If Roth doesn't mention the oppression of black America, it's because "The Plot Against America" is, at its essence, about Jews. There's a dictum of Roger Ebert's that I think applies here: "Judge what's on the screen, not what isn't." It's the last grasp of the critic to tell the author what he should've done with a book. Anyway, that type of thinking, in its laziness, is a very, ah, Dale Peckian.

Furthermore, the Jews as a group were largely cut off from mainstream American society, as Mr. Crouch would certainly admit -- not being allowed into top universities, victims of tokenism, etc. Perhaps not to the extent of the blacks, but they were certainly despised -- thus the plausibility of the "Plot" scenario. So in writing about the Jews, and only the Jews, Roth is not suggesting that the "bestial level of social bigotry was not a highly visible fact of American life"; that's just not what this book is about.

The saddest part of Mr.
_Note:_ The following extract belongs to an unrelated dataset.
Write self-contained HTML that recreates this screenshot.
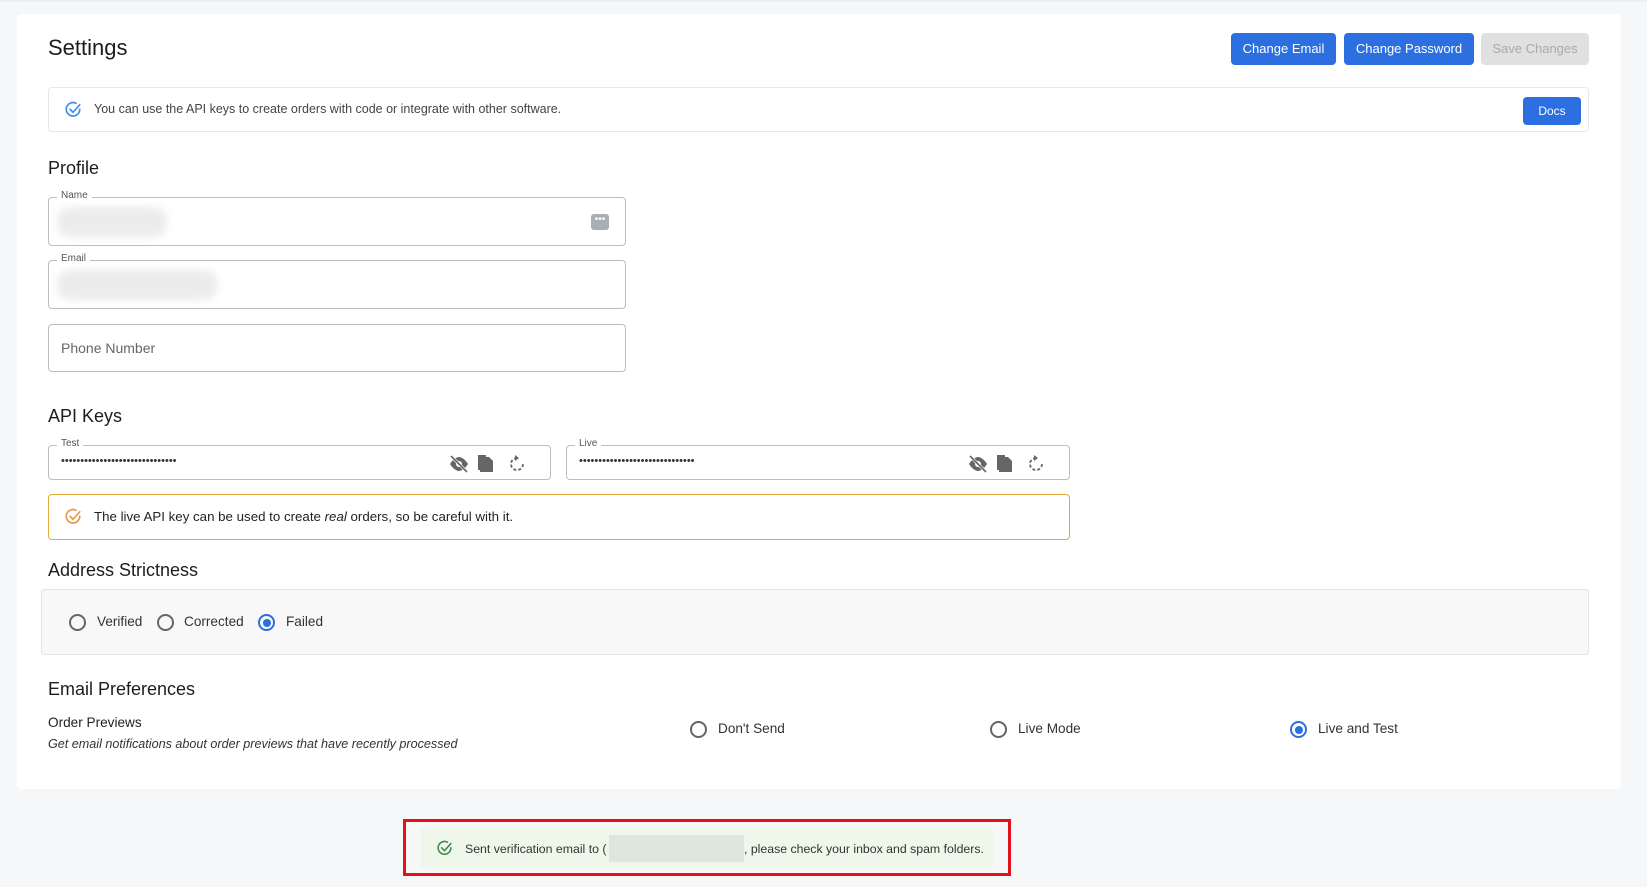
<!DOCTYPE html>
<html><head><meta charset="utf-8"><style>
*{box-sizing:border-box;margin:0;padding:0}
body{width:1647px;height:887px;background:#f6f7f9;font-family:"Liberation Sans",Arial,sans-serif;color:#222;position:relative;overflow:hidden}
.abs{position:absolute}
.card{left:17px;top:14px;width:1604px;height:775px;background:#fff;border-radius:4px}
h1,h2{font-weight:400;position:absolute;color:#1d1d1d}
h1{font-size:22px}
h2{font-size:18px}
.btn{position:absolute;border-radius:4px;color:#fff;font-size:13px;text-align:center;background:#2c6fe0}
.field{position:absolute;border:1px solid #bdbdbd;border-radius:4px;left:48px;width:578px}
.lbl{position:absolute;top:-8px;left:8px;background:#fff;padding:0 4px;font-size:10px;color:#555}
.blur{position:absolute;left:8px;height:30px;border-radius:12px;background:#ececec;filter:blur(4px)}
.dots{position:absolute;left:12px;top:9px;font-size:11px;letter-spacing:0;color:#333}
.radio{position:absolute;width:17px;height:17px;border-radius:50%;border:2px solid #666}
.radio.on{border-color:#2c6fe0}
.radio.on::after{content:"";position:absolute;left:2.5px;top:2.5px;width:8px;height:8px;border-radius:50%;background:#2c6fe0}
.rt{position:absolute;font-size:13.6px;color:#333}
</style></head><body>
<div class="abs" style="left:0;top:0;width:1647px;height:2px;background:#eceef1"></div>
<div class="abs card"></div>
<h1 style="left:48px;top:35px">Settings</h1>
<div class="btn" style="left:1231px;top:33px;width:105px;height:32px;line-height:32px">Change Email</div>
<div class="btn" style="left:1344px;top:33px;width:130px;height:32px;line-height:32px">Change Password</div>
<div class="btn" style="left:1481px;top:33px;width:108px;height:32px;line-height:32px;background:#e0e0e0;color:#aaa">Save Changes</div>

<div class="abs" style="left:48px;top:87px;width:1541px;height:45px;border:1px solid #e6e8eb;border-radius:4px"></div>
<svg class="abs" style="left:64px;top:101px" width="18" height="18" viewBox="0 0 24 24" fill="none" stroke="#3b8fe8" stroke-width="2.2" stroke-linecap="round"><path d="M21 11a9 9 0 1 1-5-8"/><path d="M8 11l4 4 9-10"/></svg>
<div class="abs" style="left:94px;top:102px;font-size:12.5px;color:#444">You can use the API keys to create orders with code or integrate with other software.</div>
<div class="btn" style="left:1523px;top:97px;width:58px;height:28px;line-height:28px;font-size:12px">Docs</div>

<h2 style="left:48px;top:158px">Profile</h2>
<div class="field" style="top:197px;height:49px"><span class="lbl">Name</span><div class="blur" style="top:9px;width:110px"></div>
<div class="abs" style="right:16px;top:16px;width:18px;height:16px;background:#a9adb4;border-radius:3px;color:#fff;font-size:10px;line-height:12px;text-align:center">•••</div></div>
<div class="field" style="top:260px;height:49px"><span class="lbl">Email</span><div class="blur" style="top:9px;width:160px"></div></div>
<div class="field" style="top:324px;height:48px"><div class="abs" style="left:12px;top:15px;font-size:14px;color:#666">Phone Number</div></div>

<h2 style="left:48px;top:406px">API Keys</h2>
<div class="field" style="top:445px;height:35px;width:503px"><span class="lbl">Test</span><div class="dots">••••••••••••••••••••••••••••••</div>
<svg class="abs" style="right:10px;top:8px" width="92" height="20" viewBox="0 0 92 20" fill="#666"><path d="M2 10c3-5 7-7 9-7s6 2 9 7c-3 5-7 7-9 7s-6-2-9-7z"/><circle cx="11" cy="10" r="3" fill="#fff"/><path d="M3 2l16 16" stroke="#fff" stroke-width="3"/><path d="M3 2l16 16" stroke="#666" stroke-width="1.6"/><path d="M32 3h9l4 4v11H32z"/><path d="M30 1h8v2h-6v13h-2z"/><path d="M69 4a6 6 0 1 0 6 6" stroke="#666" stroke-width="1.8" fill="none" stroke-dasharray="3 2"/><path d="M67 1l4 3-4 3z"/></svg></div>
<div class="field" style="top:445px;height:35px;width:504px;left:566px"><span class="lbl">Live</span><div class="dots">••••••••••••••••••••••••••••••</div>
<svg class="abs" style="right:10px;top:8px" width="92" height="20" viewBox="0 0 92 20" fill="#666"><path d="M2 10c3-5 7-7 9-7s6 2 9 7c-3 5-7 7-9 7s-6-2-9-7z"/><circle cx="11" cy="10" r="3" fill="#fff"/><path d="M3 2l16 16" stroke="#fff" stroke-width="3"/><path d="M3 2l16 16" stroke="#666" stroke-width="1.6"/><path d="M32 3h9l4 4v11H32z"/><path d="M30 1h8v2h-6v13h-2z"/><path d="M69 4a6 6 0 1 0 6 6" stroke="#666" stroke-width="1.8" fill="none" stroke-dasharray="3 2"/><path d="M67 1l4 3-4 3z"/></svg></div>

<div class="abs" style="left:48px;top:494px;width:1022px;height:46px;border:1px solid #e5a83a;border-radius:4px"></div>
<svg class="abs" style="left:64px;top:508px" width="18" height="18" viewBox="0 0 24 24" fill="none" stroke="#e8964a" stroke-width="2.2" stroke-linecap="round"><path d="M21 11a9 9 0 1 1-5-8"/><path d="M8 11l4 4 9-10"/></svg>
<div class="abs" style="left:94px;top:509px;font-size:13.3px;color:#222">The live API key can be used to create <i>real</i> orders, so be careful with it.</div>

<h2 style="left:48px;top:560px">Address Strictness</h2>
<div class="abs" style="left:41px;top:589px;width:1548px;height:66px;background:#f8f8f8;border:1px solid #e4e4e4;border-radius:3px"></div>
<div class="radio" style="left:69px;top:614px"></div><div class="rt" style="left:97px;top:614px">Verified</div>
<div class="radio" style="left:157px;top:614px"></div><div class="rt" style="left:184px;top:614px">Corrected</div>
<div class="radio on" style="left:258px;top:614px"></div><div class="rt" style="left:286px;top:614px">Failed</div>

<h2 style="left:48px;top:679px">Email Preferences</h2>
<div class="abs" style="left:48px;top:715px;font-size:13.6px;color:#222">Order Previews</div>
<div class="abs" style="left:48px;top:737px;font-size:12.6px;font-style:italic;color:#333">Get email notifications about order previews that have recently processed</div>
<div class="radio" style="left:690px;top:721px"></div><div class="rt" style="left:718px;top:721px">Don't Send</div>
<div class="radio" style="left:990px;top:721px"></div><div class="rt" style="left:1018px;top:721px">Live Mode</div>
<div class="radio on" style="left:1290px;top:721px"></div><div class="rt" style="left:1318px;top:721px">Live and Test</div>

<div class="abs" style="left:403px;top:819px;width:608px;height:57px;border:3px solid #e0121a"></div>
<div class="abs" style="left:421px;top:828px;width:572px;height:40px;background:#eef7ea;border-radius:3px"></div>
<svg class="abs" style="left:436px;top:840px" width="17" height="17" viewBox="0 0 24 24" fill="none" stroke="#3f8a4c" stroke-width="2.2" stroke-linecap="round"><path d="M21 11a9 9 0 1 1-5-8"/><path d="M8 11l4 4 9-10"/></svg>
<div class="abs" style="left:465px;top:842px;font-size:12.3px;color:#333">Sent verification email to (</div>
<div class="abs" style="left:609px;top:835px;width:135px;height:27px;background:#dfe6dd"></div>
<div class="abs" style="left:744px;top:842px;font-size:12.3px;color:#333">, please check your inbox and spam folders.</div>
</body></html>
Crouch's polemic is that the argument is such an easy one to make. It's also tiresome. This type of discourse is a terribly slippery slope, because it becomes the literary criticism version of a Mobius strip. Could Jewish writers make the same claim of African-American writers? Maybe; but should they?

Lastly, Mr. Crouch writes, "Roth expects us to believe that the very deep hostility that white Southerners had against black Americans ... would suddenly dissolve and transform itself into anti-Semitism because Lucky Lindy defeated Franklin Roosevelt in 1940."

No, he isn't. How, exactly, can hostility toward blacks "transform" itself into anti-Semitism if, as Mr. Crouch insists, the very same hostility was so egregiously left out of the book? The Jew hatred doesn't displace anything -- as Mr. Roth tells it, the ugliness springs up, without elicitation. To say otherwise is careless, and perhaps an indication that Mr. Crouch does really stand by his words.

Perhaps Mr. Crouch, not content to swat Dale Peck, is spoiling for a fight. If that be the case, don't underestimate Mr. Roth, who, while he is substantially Peck's elder, appears to be far trimmer.